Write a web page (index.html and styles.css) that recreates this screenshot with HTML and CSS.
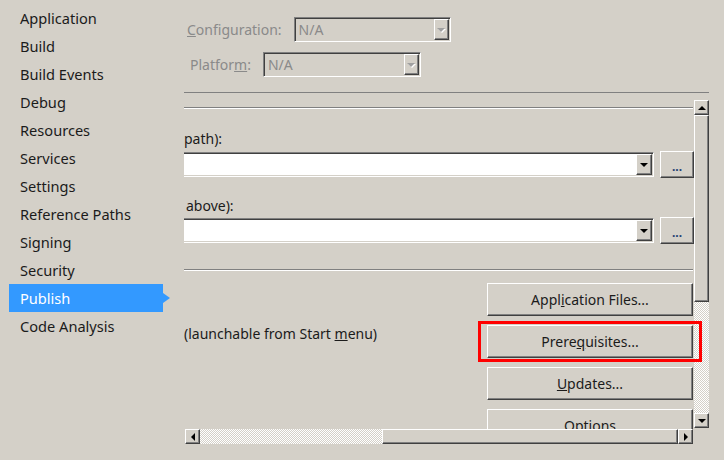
FILE: index.html
```html
<!DOCTYPE html>
<html>
<head>
  <meta charset="UTF-8">
  <title>Project Properties - Publish</title>
  <link rel="stylesheet" href="styles.css">
</head>
<body>
  <div class="page">
    <ul class="nav">
      <li>Application</li>
      <li>Build</li>
      <li>Build Events</li>
      <li>Debug</li>
      <li>Resources</li>
      <li>Services</li>
      <li>Settings</li>
      <li>Reference Paths</li>
      <li>Signing</li>
      <li>Security</li>
      <li class="active">Publish</li>
      <li>Code Analysis</li>
    </ul>

    <div class="main">
      <div class="config-row config">
        <span class="disabled-label"><u>C</u>onfiguration:</span>
        <div class="select disabled wide">
          <span>N/A</span>
          <span class="drop"><i class="arrow-down"></i></span>
        </div>
      </div>
      <div class="config-row platform">
        <span class="disabled-label">Platfor<u>m</u>:</span>
        <div class="select disabled">
          <span>N/A</span>
          <span class="drop"><i class="arrow-down"></i></span>
        </div>
      </div>

      <div class="viewport">
        <div class="separator first"></div>

        <div class="label label-path">path):</div>
        <div class="combo-row">
          <div class="combo"><span class="drop"><i class="arrow-down"></i></span></div>
          <button class="btn dots">...</button>
        </div>

        <div class="label label-above">above):</div>
        <div class="combo-row">
          <div class="combo"><span class="drop"><i class="arrow-down"></i></span></div>
          <button class="btn dots">...</button>
        </div>

        <div class="separator second"></div>

        <div class="publish-row">
          <div class="hint">(launchable from Start <u>m</u>enu)</div>
          <div class="actions">
            <button class="btn big">Appl<u>i</u>cation Files...</button>
            <button class="btn big">Prere<u>q</u>uisites...</button>
            <button class="btn big"><u>U</u>pdates...</button>
            <button class="btn big">Options</button>
          </div>
        </div>

        <div class="highlight"></div>

        <div class="vscroll">
          <span class="sb-btn"><i class="arrow-up"></i></span>
          <span class="v-thumb"></span>
          <span class="track"></span>
          <span class="sb-btn"><i class="arrow-down"></i></span>
        </div>
        <div class="hscroll">
          <span class="sb-btn"><i class="arrow-left"></i></span>
          <span class="track h-track"></span>
          <span class="h-thumb"></span>
          <span class="sb-btn"><i class="arrow-right"></i></span>
        </div>
      </div>
    </div>
  </div>
</body>
</html>
```

FILE: styles.css
```css
body {
  margin: 0;
  background: #d4d0c8;
  font-family: "Noto Sans", "Open Sans", sans-serif;
  font-size: 14px;
  color: #1b1b1b;
}
.page {
  display: flex;
  width: 724px;
  height: 460px;
  overflow: hidden;
}

/* left navigation */
.nav {
  list-style: none;
  margin: 0;
  padding: 4px 0 0 0;
  width: 184px;
  flex: none;
  font-size: 14.6px;
}
.nav li {
  height: 28px;
  line-height: 28px;
  padding-left: 20px;
}
.nav li.active {
  position: relative;
  margin-left: 9px;
  padding-left: 11px;
  width: 143px;
  background: #3399ff;
  color: #fff;
}
.nav li.active::after {
  content: "";
  position: absolute;
  right: -7px;
  top: 9px;
  border-left: 7px solid #3399ff;
  border-top: 5px solid transparent;
  border-bottom: 5px solid transparent;
}

/* configuration rows */
.main {
  flex: 1;
  padding-top: 17px;
}
.config-row {
  display: flex;
  align-items: center;
  gap: 12px;
  height: 25px;
}
.config {
  margin-left: 3px;
}
.platform {
  margin-left: 6px;
  margin-top: 10px;
}
.disabled-label {
  color: #8a8a8a;
}
.select {
  position: relative;
  box-sizing: border-box;
  width: 158px;
  height: 25px;
  padding: 1px 0 0 4px;
  line-height: 21px;
  border-top: 1px solid #808080;
  border-left: 1px solid #808080;
  border-right: 1px solid #fff;
  border-bottom: 1px solid #fff;
  box-shadow: inset 1px 1px #404040, inset -1px -1px #d4d0c8;
  color: #8a8a8a;
}
.select.wide {
  width: 157px;
}
.select .drop {
  position: absolute;
  right: 1px;
  top: 1px;
  bottom: 1px;
}
.select .arrow-down {
  border-top-color: #a0a0a0;
  filter: drop-shadow(1px 1px 0 #fff);
}

/* raised look shared by buttons */
.drop, .btn, .sb-btn, .v-thumb, .h-thumb {
  box-sizing: border-box;
  background: #d4d0c8;
  border-top: 1px solid #fff;
  border-left: 1px solid #fff;
  border-right: 1px solid #404040;
  border-bottom: 1px solid #404040;
  box-shadow: inset -1px -1px #808080;
}
.drop {
  display: flex;
  align-items: center;
  justify-content: center;
  width: 15px;
}

/* arrows */
.arrow-down, .arrow-up, .arrow-left, .arrow-right {
  display: block;
  width: 0;
  height: 0;
}
.arrow-down {
  border-left: 4px solid transparent;
  border-right: 4px solid transparent;
  border-top: 4px solid #000;
}
.arrow-up {
  border-left: 4px solid transparent;
  border-right: 4px solid transparent;
  border-bottom: 4px solid #000;
}
.arrow-left {
  border-top: 4px solid transparent;
  border-bottom: 4px solid transparent;
  border-right: 4px solid #000;
}
.arrow-right {
  border-top: 4px solid transparent;
  border-bottom: 4px solid transparent;
  border-left: 4px solid #000;
}

/* scroll area */
.viewport {
  position: relative;
  margin-top: 15px;
  width: 525px;
  height: 352px;
  border-top: 1px solid #808080;
  box-sizing: border-box;
  overflow: hidden;
}
.separator {
  width: 509px;
  border-top: 1px solid #808080;
  border-bottom: 1px solid #fff;
}
.separator.first {
  margin-top: 14px;
}
.separator.second {
  margin-top: 25px;
}
.label {
  height: 20px;
  line-height: 20px;
}
.label-path {
  margin-top: 20px;
}
.label-above {
  margin-top: 18px;
  padding-left: 2px;
}
.combo-row {
  display: flex;
  align-items: center;
  gap: 6px;
  height: 27px;
  margin-top: 2px;
}
.label-above + .combo-row {
  margin-top: 1px;
}
.combo {
  display: flex;
  justify-content: flex-end;
  box-sizing: border-box;
  width: 470px;
  height: 25px;
  padding: 1px 1px 1px 0;
  background: #fff;
  border-top: 1px solid #808080;
  border-right: 1px solid #fff;
  border-bottom: 1px solid #fff;
  box-shadow: inset 0 1px #404040, inset -1px -1px #d4d0c8;
}
.combo .drop {
  width: 16px;
}
.btn {
  font-family: inherit;
  font-size: 14px;
  color: #1b1b1b;
  padding: 0;
  cursor: pointer;
}
.dots {
  width: 34px;
  height: 27px;
  color: #1d3f73;
  font-size: 12px;
  font-weight: bold;
  padding-top: 4px;
}

/* bottom section */
.publish-row {
  display: flex;
  margin-top: 12px;
}
.hint {
  width: 303px;
  margin-top: 41px;
  line-height: 20px;
  height: 20px;
}
.actions {
  display: flex;
  flex-direction: column;
  gap: 9px;
}
.big {
  width: 206px;
  height: 33px;
}
.highlight {
  position: absolute;
  left: 294px;
  top: 228px;
  width: 224px;
  height: 41px;
  box-sizing: border-box;
  border: 3px solid #f00;
  z-index: 2;
}

/* scrollbars */
.vscroll, .hscroll {
  position: absolute;
  display: flex;
  z-index: 1;
}
.vscroll {
  left: 510px;
  top: 7px;
  width: 15px;
  height: 328px;
  flex-direction: column;
}
.hscroll {
  left: 1px;
  top: 336px;
  width: 508px;
  height: 15px;
}
.sb-btn {
  display: flex;
  align-items: center;
  justify-content: center;
  width: 15px;
  height: 15px;
  flex: none;
}
.track {
  flex: 1;
  background: repeating-conic-gradient(#fff 0 25%, #d4d0c8 0 50%) 0 0 / 2px 2px;
}
.v-thumb {
  height: 187px;
  flex: none;
}
.h-track {
  flex: none;
  width: 182px;
}
.h-thumb {
  flex: 1;
}
```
______
Work to complete: Scan the material above. Extract every line in which the word "page" occurs.

Solution:
Write a web page (index.html and styles.css) that recreates this screenshot with HTML and CSS.
  <div class="page">
.page {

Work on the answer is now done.